> Raw data
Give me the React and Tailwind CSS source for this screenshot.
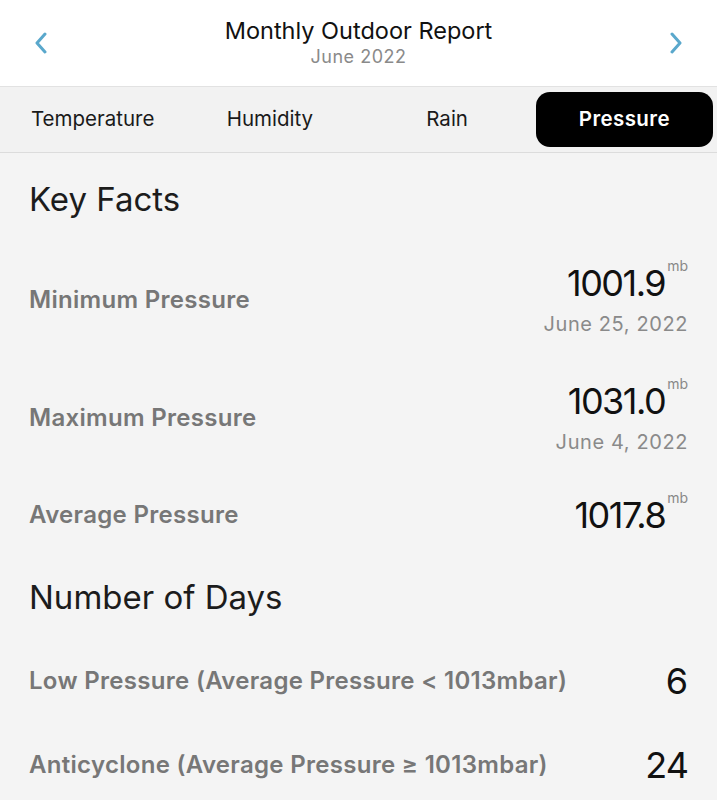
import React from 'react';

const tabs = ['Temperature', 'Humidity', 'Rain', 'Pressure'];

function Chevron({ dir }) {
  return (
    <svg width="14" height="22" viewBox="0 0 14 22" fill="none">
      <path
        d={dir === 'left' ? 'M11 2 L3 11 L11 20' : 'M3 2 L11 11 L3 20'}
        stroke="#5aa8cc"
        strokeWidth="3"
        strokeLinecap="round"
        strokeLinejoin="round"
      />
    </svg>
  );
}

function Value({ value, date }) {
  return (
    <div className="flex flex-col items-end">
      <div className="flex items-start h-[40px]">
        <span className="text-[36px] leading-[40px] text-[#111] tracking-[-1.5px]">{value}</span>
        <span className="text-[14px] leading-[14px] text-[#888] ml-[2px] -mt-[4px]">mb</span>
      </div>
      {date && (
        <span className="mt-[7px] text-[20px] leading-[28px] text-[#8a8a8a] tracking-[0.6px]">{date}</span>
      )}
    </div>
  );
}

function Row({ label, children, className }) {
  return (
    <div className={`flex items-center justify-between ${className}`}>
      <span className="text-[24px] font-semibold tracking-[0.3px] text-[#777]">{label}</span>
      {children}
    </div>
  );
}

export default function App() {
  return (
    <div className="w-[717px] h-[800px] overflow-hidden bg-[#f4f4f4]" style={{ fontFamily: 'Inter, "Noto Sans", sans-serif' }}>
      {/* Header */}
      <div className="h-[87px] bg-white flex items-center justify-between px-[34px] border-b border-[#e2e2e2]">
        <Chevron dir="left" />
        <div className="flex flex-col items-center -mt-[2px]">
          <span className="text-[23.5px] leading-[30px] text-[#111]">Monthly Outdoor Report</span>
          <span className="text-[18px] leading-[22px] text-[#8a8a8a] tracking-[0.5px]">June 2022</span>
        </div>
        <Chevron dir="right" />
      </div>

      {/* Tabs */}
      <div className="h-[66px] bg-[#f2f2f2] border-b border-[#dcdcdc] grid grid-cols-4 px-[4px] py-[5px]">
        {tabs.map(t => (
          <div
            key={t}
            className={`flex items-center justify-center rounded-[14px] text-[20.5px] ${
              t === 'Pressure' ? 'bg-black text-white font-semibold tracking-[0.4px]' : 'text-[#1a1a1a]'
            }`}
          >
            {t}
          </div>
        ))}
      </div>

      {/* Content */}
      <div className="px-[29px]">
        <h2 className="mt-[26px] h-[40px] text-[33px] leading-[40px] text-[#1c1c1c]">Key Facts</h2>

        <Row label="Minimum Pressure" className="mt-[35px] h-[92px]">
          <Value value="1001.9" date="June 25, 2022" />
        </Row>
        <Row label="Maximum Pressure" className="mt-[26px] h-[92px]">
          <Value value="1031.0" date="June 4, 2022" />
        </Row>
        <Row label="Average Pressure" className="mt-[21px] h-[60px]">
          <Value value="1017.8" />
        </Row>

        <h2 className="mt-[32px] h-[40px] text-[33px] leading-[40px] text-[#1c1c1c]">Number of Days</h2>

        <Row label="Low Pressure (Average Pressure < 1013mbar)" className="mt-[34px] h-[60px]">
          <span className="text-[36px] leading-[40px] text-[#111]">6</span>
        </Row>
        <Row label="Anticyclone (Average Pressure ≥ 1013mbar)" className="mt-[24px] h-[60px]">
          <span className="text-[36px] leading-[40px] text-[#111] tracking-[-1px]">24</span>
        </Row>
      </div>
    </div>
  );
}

> Exercise prompt
Quote the material in full and exactly; do not carry over its pictures.

> Solution to this task
Give me the React and Tailwind CSS source for this screenshot.
import React from 'react';

const tabs = ['Temperature', 'Humidity', 'Rain', 'Pressure'];

function Chevron({ dir }) {
  return (
    <svg width="14" height="22" viewBox="0 0 14 22" fill="none">
      <path
        d={dir === 'left' ? 'M11 2 L3 11 L11 20' : 'M3 2 L11 11 L3 20'}
        stroke="#5aa8cc"
        strokeWidth="3"
        strokeLinecap="round"
        strokeLinejoin="round"
      />
    </svg>
  );
}

function Value({ value, date }) {
  return (
    <div className="flex flex-col items-end">
      <div className="flex items-start h-[40px]">
        <span className="text-[36px] leading-[40px] text-[#111] tracking-[-1.5px]">{value}</span>
        <span className="text-[14px] leading-[14px] text-[#888] ml-[2px] -mt-[4px]">mb</span>
      </div>
      {date && (
        <span className="mt-[7px] text-[20px] leading-[28px] text-[#8a8a8a] tracking-[0.6px]">{date}</span>
      )}
    </div>
  );
}

function Row({ label, children, className }) {
  return (
    <div className={`flex items-center justify-between ${className}`}>
      <span className="text-[24px] font-semibold tracking-[0.3px] text-[#777]">{label}</span>
      {children}
    </div>
  );
}

export default function App() {
  return (
    <div className="w-[717px] h-[800px] overflow-hidden bg-[#f4f4f4]" style={{ fontFamily: 'Inter, "Noto Sans", sans-serif' }}>
      {/* Header */}
      <div className="h-[87px] bg-white flex items-center justify-between px-[34px] border-b border-[#e2e2e2]">
        <Chevron dir="left" />
        <div className="flex flex-col items-center -mt-[2px]">
          <span className="text-[23.5px] leading-[30px] text-[#111]">Monthly Outdoor Report</span>
          <span className="text-[18px] leading-[22px] text-[#8a8a8a] tracking-[0.5px]">June 2022</span>
        </div>
        <Chevron dir="right" />
      </div>

      {/* Tabs */}
      <div className="h-[66px] bg-[#f2f2f2] border-b border-[#dcdcdc] grid grid-cols-4 px-[4px] py-[5px]">
        {tabs.map(t => (
          <div
            key={t}
            className={`flex items-center justify-center rounded-[14px] text-[20.5px] ${
              t === 'Pressure' ? 'bg-black text-white font-semibold tracking-[0.4px]' : 'text-[#1a1a1a]'
            }`}
          >
            {t}
          </div>
        ))}
      </div>

      {/* Content */}
      <div className="px-[29px]">
        <h2 className="mt-[26px] h-[40px] text-[33px] leading-[40px] text-[#1c1c1c]">Key Facts</h2>

        <Row label="Minimum Pressure" className="mt-[35px] h-[92px]">
          <Value value="1001.9" date="June 25, 2022" />
        </Row>
        <Row label="Maximum Pressure" className="mt-[26px] h-[92px]">
          <Value value="1031.0" date="June 4, 2022" />
        </Row>
        <Row label="Average Pressure" className="mt-[21px] h-[60px]">
          <Value value="1017.8" />
        </Row>

        <h2 className="mt-[32px] h-[40px] text-[33px] leading-[40px] text-[#1c1c1c]">Number of Days</h2>

        <Row label="Low Pressure (Average Pressure < 1013mbar)" className="mt-[34px] h-[60px]">
          <span className="text-[36px] leading-[40px] text-[#111]">6</span>
        </Row>
        <Row label="Anticyclone (Average Pressure ≥ 1013mbar)" className="mt-[24px] h-[60px]">
          <span className="text-[36px] leading-[40px] text-[#111] tracking-[-1px]">24</span>
        </Row>
      </div>
    </div>
  );
}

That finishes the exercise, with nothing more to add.